Weil Beweise schwach waren und Zeugen “wenig überzeugend“ waren, ist Alexandra R. wieder frei: Die junge Frau soll in Berlin Autos angezündet haben und saß deshalb in Untersuchungshaft. Inzwischen aber besteht kein dringender Tatverdacht mehr. Trotzdem forderte die Staatsanwaltschaft eine dreijährige Haftstrafe. Das Gericht aber sprach die Angeklagte frei.

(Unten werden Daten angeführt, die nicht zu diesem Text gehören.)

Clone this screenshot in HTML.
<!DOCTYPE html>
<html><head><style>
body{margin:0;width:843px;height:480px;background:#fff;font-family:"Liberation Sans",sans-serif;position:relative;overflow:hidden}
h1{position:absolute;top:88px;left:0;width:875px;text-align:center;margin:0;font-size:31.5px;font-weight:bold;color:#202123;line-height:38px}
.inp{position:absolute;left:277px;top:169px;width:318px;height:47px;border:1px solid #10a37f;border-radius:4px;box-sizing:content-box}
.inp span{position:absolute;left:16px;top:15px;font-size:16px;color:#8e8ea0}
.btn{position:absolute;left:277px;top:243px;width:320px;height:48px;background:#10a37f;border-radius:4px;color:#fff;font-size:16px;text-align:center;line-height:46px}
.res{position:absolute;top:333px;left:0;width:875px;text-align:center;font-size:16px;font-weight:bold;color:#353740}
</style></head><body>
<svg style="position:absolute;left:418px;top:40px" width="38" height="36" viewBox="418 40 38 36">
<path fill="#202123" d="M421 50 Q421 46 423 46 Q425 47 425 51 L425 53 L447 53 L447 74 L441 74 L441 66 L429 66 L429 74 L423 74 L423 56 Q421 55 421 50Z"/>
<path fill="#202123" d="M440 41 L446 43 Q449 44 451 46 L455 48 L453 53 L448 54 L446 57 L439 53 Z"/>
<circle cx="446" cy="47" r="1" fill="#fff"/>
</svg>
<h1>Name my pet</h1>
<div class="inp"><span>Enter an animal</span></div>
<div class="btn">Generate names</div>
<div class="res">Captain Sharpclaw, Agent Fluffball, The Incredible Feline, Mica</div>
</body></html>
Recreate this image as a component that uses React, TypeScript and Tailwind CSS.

Was sich in der vergangenen Woche bereits abzeichnete, ist am Dienstag eingetreten. Alexandra R., seit Monaten als mutmaßliche Autobrandstifterin in den Schlagzeilen, wurde von einem Schöffengericht in Moabit freigesprochen. Für das Gericht bestünden nach dem Ende der Beweisaufnahme erhebliche Zweifel an der Täterschaft der Angeklagten, begründete der Vorsitzende Richter Andreas Lach das Urteil. Die Staatsanwaltschaft war bis zuletzt von der Schuld der 21-Jährigen überzeugt, ihre Vertreterin beantragte am Dienstag drei Jahre Haft. Die beiden Verteidigerinnen von Alexandra R. hingegen plädierten auf Freispruch. Und hatten Erfolg.
Die scheinbar nicht enden wollende Serie von Brandanschlägen auf Autos in Berlin zeigt seit Monaten deutlich, wie schwierig es ist, die Täter zu ermitteln. Der Prozess gegen Alexandra R. wiederum hat deutlich gemacht, wie kompliziert es ist, mutmaßliche Täter auch zu überführen. Alexandra R. war vorgeworfen worden, am 18. Mai 2009 gegen Mitternacht auf der Liebigstraße in Friedrichshain einen Pkw in Brand gesetzt zu haben. Sie wurde festgenommen und landete drei Tage später in Untersuchungshaft, wo sie insgesamt fünf Monate verbrachte.
Keines der Indizien konnte das Gericht überzeugen
In der Anklageschrift listete die Staatsanwaltschaft eine ganze Reihe von Indizien auf: Die 21-Jährige gehört zur linken Szene, in ihrer Wohnung wurden Grillkohleanzünder gefunden, wie sie auch häufig bei den Brandanschlägen auf Autos benutzt werden, und ein Polizeibeamter wollte sie zur Tatzeit am Tatort gesehen haben.
IKeines der Indizien konnte das Gericht überzeugen. DNA-Spuren der Angeklagten konnten am Tatort nicht festgestellt werden. An der Haut und der Kleidung von Alexandra R. wurden unmittelbar nach ihrer Festnahme keinerlei Spuren brennbarer Substanzen entdeckt. Und der Beamte, der sie zur Tatzeit am Tatort gesehen haben will, machte dazu höchst unterschiedliche Angaben.
Mal hatte er sie an Kleidung und Statur erkannt, mal hatte er ihr Gesicht gesehen. Und das, obwohl es nach seinen eigenen Worten am Tatort dunkel war, die Angeklagte halb von einem Auto verdeckt wurde und nur ganz kurz in seine Richtung geschaut hatte. Für das Gericht waren das zu viele bleibende Zweifel, der Freispruch aus Mangel an Beweisen war keine Überraschung mehr. Lapidare Feststellung eines Polizeibeamten: „Wir können die Täter vermutlich nur überführen, wenn wir direkt neben ihnen stehen, während sie ein Auto anzünden.“
Sympathisanten feiern den Freispruch
„Ich weiß, dass dieser Freispruch bei vielen auf Unverständnis stoßen wird. Aber es ist unerlässlich für den Rechtsstaat, dass unabhängige Richter frei entscheiden, ob die vorgebrachten Beweise für eine Verurteilung ausreichen oder nicht, das muss man ertragen können“, kommentierte Justizsenatorin Gisela von der Aue (SPD) das Verfahren gegen Alexandra R.
Die linke Szene hingegen bejubelte das Urteil. Bereits während der Verhandlung hatten Sympathisanten der Angeklagten eine angemeldete Demonstration mit Lautsprecherwagen durchgeführt. Lautstarke Parolen und dröhnende Musik waren bis in den Gerichtssaal zu hören. Schon die Haftentlassung der Angeklagten am Freitag vorvergangener Woche war für die Szene ein Grund zum Feiern gewesen. Und zur Feier des Tages brannten in der darauffolgenden Nacht gleich wieder ein paar Autos. Ermittler von Polizei und Justiz wollten am Dienstag nicht ausschließen, dass das nach dem Freispruch wieder passiert. „Die haben jetzt natürlich Oberwasser“, sagte ein Beamter.